Automating data profiling (Pro edition)
The data profiler block makes it possible to automate data profiling by providing data profiling data directly onto the canvas. By exporting this data into a database table it is possible to see trends in data quality, and build data quality dashboards to clearly communicate the information.
The data profiling block
By using a data profiling block, any data set at any point in your data canvas can be sampled, profiled, and the results written into a database table. The data profiling block always appends an additional column to its output containing a date time stamp of the time the data was sampled, as a result it is possible to monitor data profile trends by appending the data to a table periodicly.
The top output of the data profiling block contains the following:
- Profile Set Name - the name of the profiler block- many blocks can be used within one canvas.
- Capture Date - the date/time stamp of the profiling run.
- Column Name- the name of the column being profiled.
- Data Type - the declared data type for the column
- Null rows- the count of rows that contain the null value.
- Missing rows- for string types the count of rows containing the empty string.
- Populated rows- the count of rows that are not Null or missing.
- Completeness- the percentage of rows that are Populated (Populated/Total Rows).
- Cardinality- the number of unique values contained in the row.
- Uniqueness- the cardinality divided by the number of populated rows.
- Minimum- the minimum value within the column for numeric columns, the earliest date for date columns.
- Maximum- the maximum value within the column for numeric columns, the latest date for date columns.
- Average- the average all all values for numeric columns.
As an example, lets imagine we have a customer table that we want to monitor. we want to profile;
We connect the data profiler block (here we have named it "Customer data profiler") to the output of the calculation block holding the data set we want to profile.

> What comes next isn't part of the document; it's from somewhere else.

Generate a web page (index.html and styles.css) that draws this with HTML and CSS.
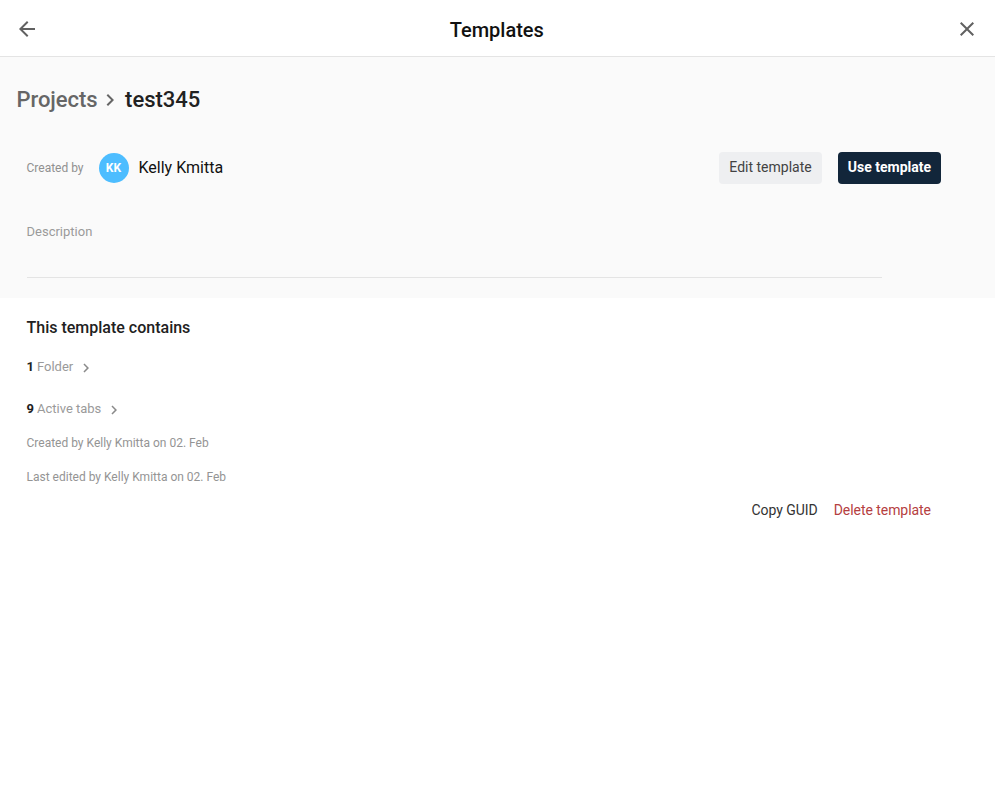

Next, we click on the data profiler block (or right click and select "Edit") and we will be presented with the properties for the profiler in the bottom area of Datamartist;
We then select all the columns that we wish to profile with this block. When we select a column in the check box list at the left, the data format rules that are in use for that column are displayed to the right;
These formating rules work just as they do for the data profiler (only in the Pro version), and for each column, a custom set of data format rules can be defined.
By dragging the rules up and down, the order can be changed. This is important, as the rules are solved from top to bottom, as soon as the character being considered satisfies a rule, it is replaced and any subsequent rules are ignored for that character. For example: a rule mapping the letters "a", "c" and "f" to the data format character "X" must be placed before the rule "is a letter" or it will never be reached;
To the right of the rule editing area, is a previewer that can be used to see the result of the rule set on the data;
Writing results to a database table
The final step in creating an automated data profiling task is to write the results of the profiling into a database table. We can do this by connecting two database table export blocks to the outputs of the data profiler.
Because we want to APPEND the data to the table, (so that we can keep the historical data profiling results), we need to set the database export blocks as shown, using the radio buttons to append rather than overwrite the table.
Finally, if we want to schedule this profiling job, we can write a batch file (as described in the documentation under "Running Datamartist from the command line"). In this way, we can have a fully automated data profiling task that continues to populate the database tables, which can then be the source for data quality dashboards.